I wish it weren't so hard.  But it is, and I suspect always will be.


  1. Privatize the FAA...and the VA. For a start.

    1. Yes. If they were privatized and managed half as poorly as they are today, there would be marching in the streets to socialize them again. It seems that there is a vestigial biological imperative to consider "profit" demeaning. "Profit" makes everything unclean, in the Biblical sense. There have been many other urges which we have managed to lose in our path to modern civilization. It would be nice to lose this one, too, but if it ever happens, I'm afraid it's decades, if not, centuries away.

  2. I know what you mean. I love reading Nick Rowe's posts, but whenever Woolery opines I shudder. Today's argument for a wealth tax is shockingly, but no surprisingly, ignorant.

    1. Hmm... I wasn't sure what you were getting at, but then I saw your comment at WCI. Interesting.

      Do you think there is anything to the idea that wealth provides utility beyond the potential income?

      Even if it does, there is the question of whether taxation should reflect efficiency or utility equalization. I can accept the concept of this qualitative value of wealth, but I'm not sure if it holds any weight if a wealth tax is less efficient.

      Property taxes are a sort of wealth tax, and I think it may be an effective tax for several reasons. But, maybe the difference between a wealth tax and a capital income tax is mostly semantic. If the tax was applied to wealth with a flat rate, that would favor higher risk investing over lower risk investing, I think, which might have a positive effect. But, as your comment at WCI points out, there are always subtle unintended consequences when we nudge markets from their chosen equilibriums.

      Interesting issue.

    2. There are like 10 things wrong with his treatment.

      1. If wealth/savings provide more benefits than we currently think then wouldn't that be a reason to tax them LESS? You want more incentives to produce thigns that are good, not fewer.

      2. He implicitly assumes the case that there is a linear relationship between wealth and its "other" values. If you can self insure a car with $10,000 in the bank, it doesn't automatically imply that two people with $5,000 each has an equal or greater value than 1 guy with $10,000. Take it to the extreme, 10,000 people with $1 each in the bank means that zero people can self insure, while 1 guy with 10k and 9,999 with 0$ hs 1 guy that can self insure.
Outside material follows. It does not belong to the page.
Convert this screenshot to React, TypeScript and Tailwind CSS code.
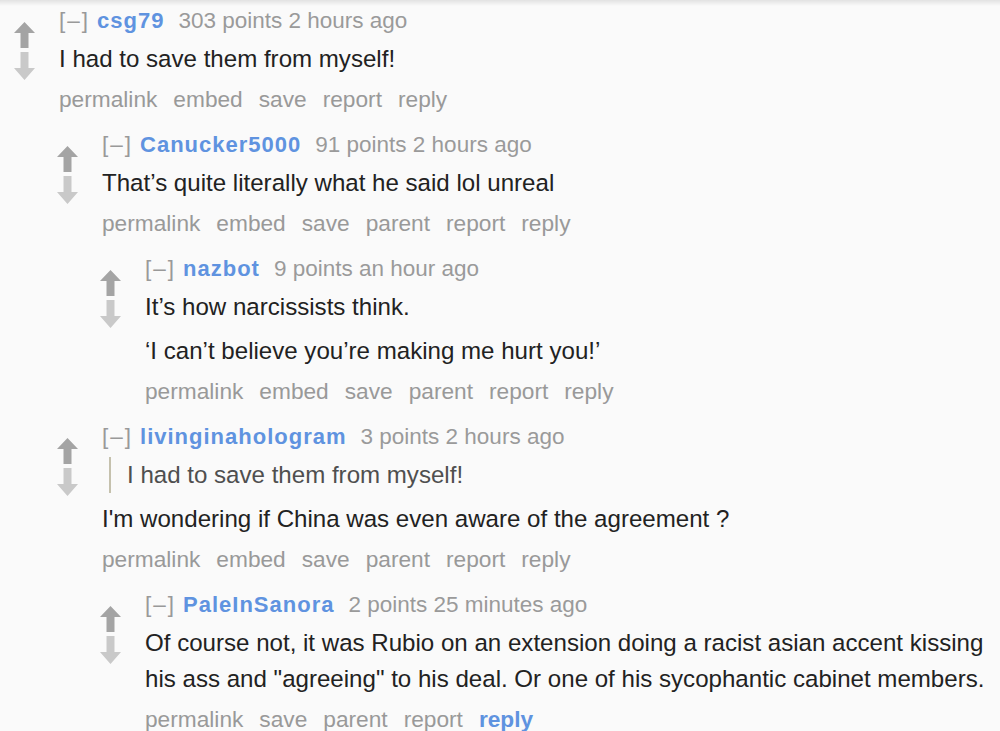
import React from 'react';

type CommentData = {
  author: string;
  score: string;
  age: string;
  quote?: string;
  body: string[];
  buttons: string[];
  replyActive?: boolean;
  children?: CommentData[];
};

const thread: CommentData = {
  author: 'csg79',
  score: '303 points',
  age: '2 hours ago',
  body: ['I had to save them from myself!'],
  buttons: ['permalink', 'embed', 'save', 'report', 'reply'],
  children: [
    {
      author: 'Canucker5000',
      score: '91 points',
      age: '2 hours ago',
      body: ['That\u2019s quite literally what he said lol unreal'],
      buttons: ['permalink', 'embed', 'save', 'parent', 'report', 'reply'],
      children: [
        {
          author: 'nazbot',
          score: '9 points',
          age: 'an hour ago',
          body: ['It\u2019s how narcissists think.', '\u2018I can\u2019t believe you\u2019re making me hurt you!\u2019'],
          buttons: ['permalink', 'embed', 'save', 'parent', 'report', 'reply'],
        },
      ],
    },
    {
      author: 'livinginahologram',
      score: '3 points',
      age: '2 hours ago',
      quote: 'I had to save them from myself!',
      body: ['I\'m wondering if China was even aware of the agreement ?'],
      buttons: ['permalink', 'embed', 'save', 'parent', 'report', 'reply'],
      children: [
        {
          author: 'PaleInSanora',
          score: '2 points',
          age: '25 minutes ago',
          body: [
            'Of course not, it was Rubio on an extension doing a racist asian accent kissing his ass and "agreeing" to his deal. Or one of his sycophantic cabinet members.',
          ],
          buttons: ['permalink', 'save', 'parent', 'report', 'reply'],
          replyActive: true,
        },
      ],
    },
  ],
};

const Arrows = () => (
  <div className="flex flex-col items-center w-[21px] mt-[14px] shrink-0">
    <svg width="21" height="26" viewBox="0 0 21 26">
      <path d="M10.5 0 L21 11 L14.5 11 L14.5 26 L6.5 26 L6.5 11 L0 11 Z" fill="#a4a4a4" />
    </svg>
    <svg width="21" height="28" viewBox="0 0 21 28" className="mt-[4px]">
      <path d="M6.5 0 L14.5 0 L14.5 16 L21 16 L10.5 28 L0 16 L6.5 16 Z" fill="#c9c9c9" />
    </svg>
  </div>
);

const Comment = ({ c }: { c: CommentData }) => (
  <div>
    <div className="flex items-start">
      <Arrows />
      <div className="ml-[24px] flex-1 min-w-0">
        {/* tagline */}
        <div className="flex items-baseline text-[22.5px] leading-[26px] whitespace-nowrap">
          <span className="text-[#999] tracking-[2px]">[–]</span>
          <span className="ml-[7px] font-bold text-[#5f93e0] tracking-[1px] text-[22px]">{c.author}</span>
          <span className="ml-[14px] text-[#9a9a9a]">{c.score} {c.age}</span>
        </div>

        {/* body */}
        <div className="mt-[7px] flex flex-col gap-[8px] text-[24.1px] leading-[36px] text-[#222] pr-[10px]">
          {c.quote && (
            <p className="ml-[7px] border-l-2 border-[#c5c1ad] pl-[16px] text-[#4f4f4f]">{c.quote}</p>
          )}
          {c.body.map((p, i) => (
            <p key={i}>{p}</p>
          ))}
        </div>

        {/* buttons */}
        <div className="mt-[9px] flex gap-[16px] text-[22.7px] leading-[26px] text-[#999]">
          {c.buttons.map((b) => (
            <span
              key={b}
              className={b === 'reply' && c.replyActive ? 'font-bold text-[#5f93e0]' : ''}
            >
              {b}
            </span>
          ))}
        </div>
      </div>
    </div>

    {c.children?.map((ch) => (
      <div key={ch.author} className="ml-[43px] mt-[20px]">
        <Comment c={ch} />
      </div>
    ))}
  </div>
);

export default function App() {
  return (
    <div
      className="relative w-[1000px] h-[731px] overflow-hidden bg-[#fafafa]"
      style={{ fontFamily: '"Liberation Sans", Arial, sans-serif' }}
    >
      <div className="absolute inset-x-0 top-0 h-[6px] bg-gradient-to-b from-[#e2e2e2] to-transparent" />
      <div className="pt-[8px] pl-[14px]">
        <Comment c={thread} />
      </div>
    </div>
  );
}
His post assumes there are benefits to wealth accumulation without even mentioning costs of reducing wealth accumulation.
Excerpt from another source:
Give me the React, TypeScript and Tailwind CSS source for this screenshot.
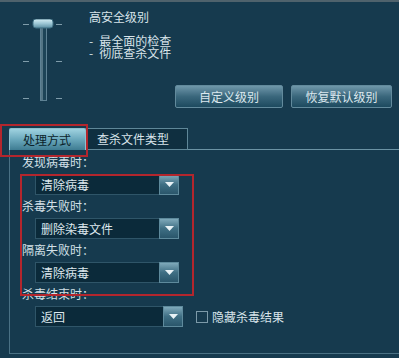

      3. It is even worse than that- since 1 guy wqith 10k can start a small business with his wealth, which will provide opportunities for the other 9,999 people to increase their wealth.
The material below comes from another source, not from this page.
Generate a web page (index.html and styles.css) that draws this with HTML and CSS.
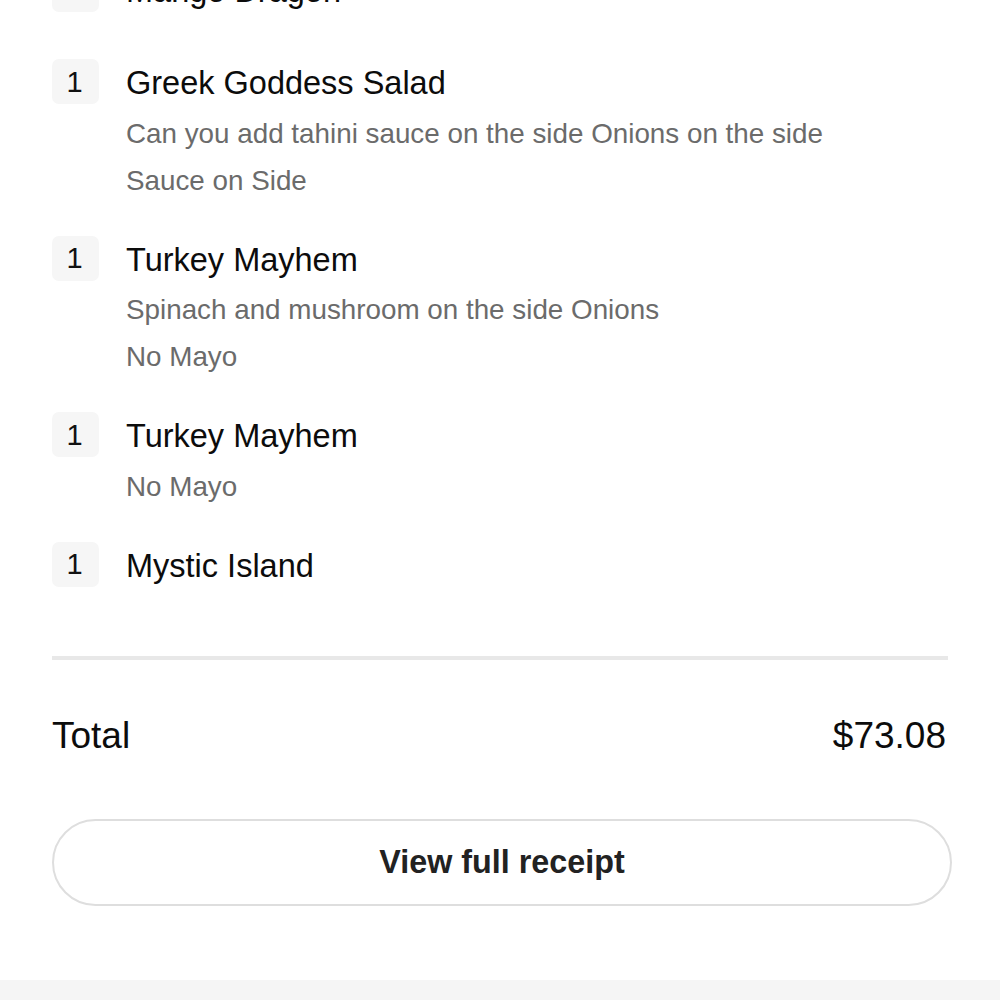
FILE: index.html
```html
<!DOCTYPE html>
<html lang="en">
<head>
<meta charset="utf-8">
<title>Order</title>
<link rel="stylesheet" href="styles.css">
</head>
<body>
<main class="page">
  <ul class="items">
    <li class="item">
      <span class="qty">1</span>
      <div class="body">
        <div class="name">Mango Dragon</div>
      </div>
    </li>
    <li class="item">
      <span class="qty">1</span>
      <div class="body">
        <div class="name">Greek Goddess Salad</div>
        <div class="mods">
          <div class="mod">Can you add tahini sauce on the side Onions on the side</div>
          <div class="mod">Sauce on Side</div>
        </div>
      </div>
    </li>
    <li class="item">
      <span class="qty">1</span>
      <div class="body">
        <div class="name">Turkey Mayhem</div>
        <div class="mods">
          <div class="mod">Spinach and mushroom on the side Onions</div>
          <div class="mod">No Mayo</div>
        </div>
      </div>
    </li>
    <li class="item">
      <span class="qty">1</span>
      <div class="body">
        <div class="name">Turkey Mayhem</div>
        <div class="mods">
          <div class="mod">No Mayo</div>
        </div>
      </div>
    </li>
    <li class="item">
      <span class="qty">1</span>
      <div class="body">
        <div class="name">Mystic Island</div>
      </div>
    </li>
  </ul>
  <hr class="divider">
  <div class="total">
    <span>Total</span>
    <span>$73.08</span>
  </div>
  <button class="receipt" type="button">View full receipt</button>
</main>
<footer class="strip"></footer>
</body>
</html>
```

FILE: styles.css
```css
* { box-sizing: border-box; }
html, body {
  margin: 0;
  padding: 0;
  background: #fff;
}
body {
  font-family: "Liberation Sans", Arial, Helvetica, sans-serif;
  color: #111;
  overflow: hidden;
  height: 1000px;
  display: flex;
  flex-direction: column;
}
.page {
  padding: 0 52px;
  flex: 1;
}
.items {
  list-style: none;
  margin: -33px 0 0;
  padding: 0;
  display: flex;
  flex-direction: column;
  gap: 32px;
}
.item {
  display: flex;
  align-items: flex-start;
  gap: 27px;
}
.qty {
  flex: none;
  width: 47px;
  height: 45px;
  border-radius: 7px;
  background: #f6f6f6;
  display: flex;
  align-items: center;
  justify-content: center;
  padding-right: 2px;
  padding-top: 1px;
  font-size: 29px;
  color: #111;
}
.body {
  min-height: 60px;
}
.name {
  font-size: 32.5px;
  line-height: 45px;
  padding-top: 2px;
  color: #0c0c0c;
}
.mods {
  margin-top: 3.5px;
}
.mod {
  font-size: 27.8px;
  line-height: 47px;
  color: #6b6b6b;
}
.divider {
  margin: 54px 0 0;
  border: 0;
  height: 4px;
  background: #e8e8e8;
}
.total {
  margin-top: 54px;
  display: flex;
  justify-content: space-between;
  align-items: center;
  font-size: 37px;
  line-height: 44px;
  color: #0c0c0c;
  padding-right: 2px;
}
.receipt {
  display: block;
  margin-top: 61px;
  width: 900px;
  height: 87px;
  border: 2px solid #dedede;
  border-radius: 44px;
  background: #fff;
  font-family: "Liberation Sans", Arial, Helvetica, sans-serif;
  font-weight: 700;
  font-size: 32.3px;
  color: #222;
  padding: 0;
}
.strip {
  flex: none;
  height: 20px;
  background: #f5f5f5;
}
```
      4. If there is any variation in people's individual decision making then transfering from savers to non savers converts savings into consumption. Even without considering incentives of savers you end up with less wealth, and more consumption. The better you think accumulation of wealth is, the less you want this.

      its feeding time, but you get the gist. If our current levels of quality of life are due primarily to any one thing it is savings. The invention of savings is by far and away the single greatest thing that has ever happened to man.

    3. Brilliant, baconbacon. Those are all such great points, so well put, I'm embarrassed that I didn't fully imagine them before reading your comments. Your last sentence is a great postscript to my post.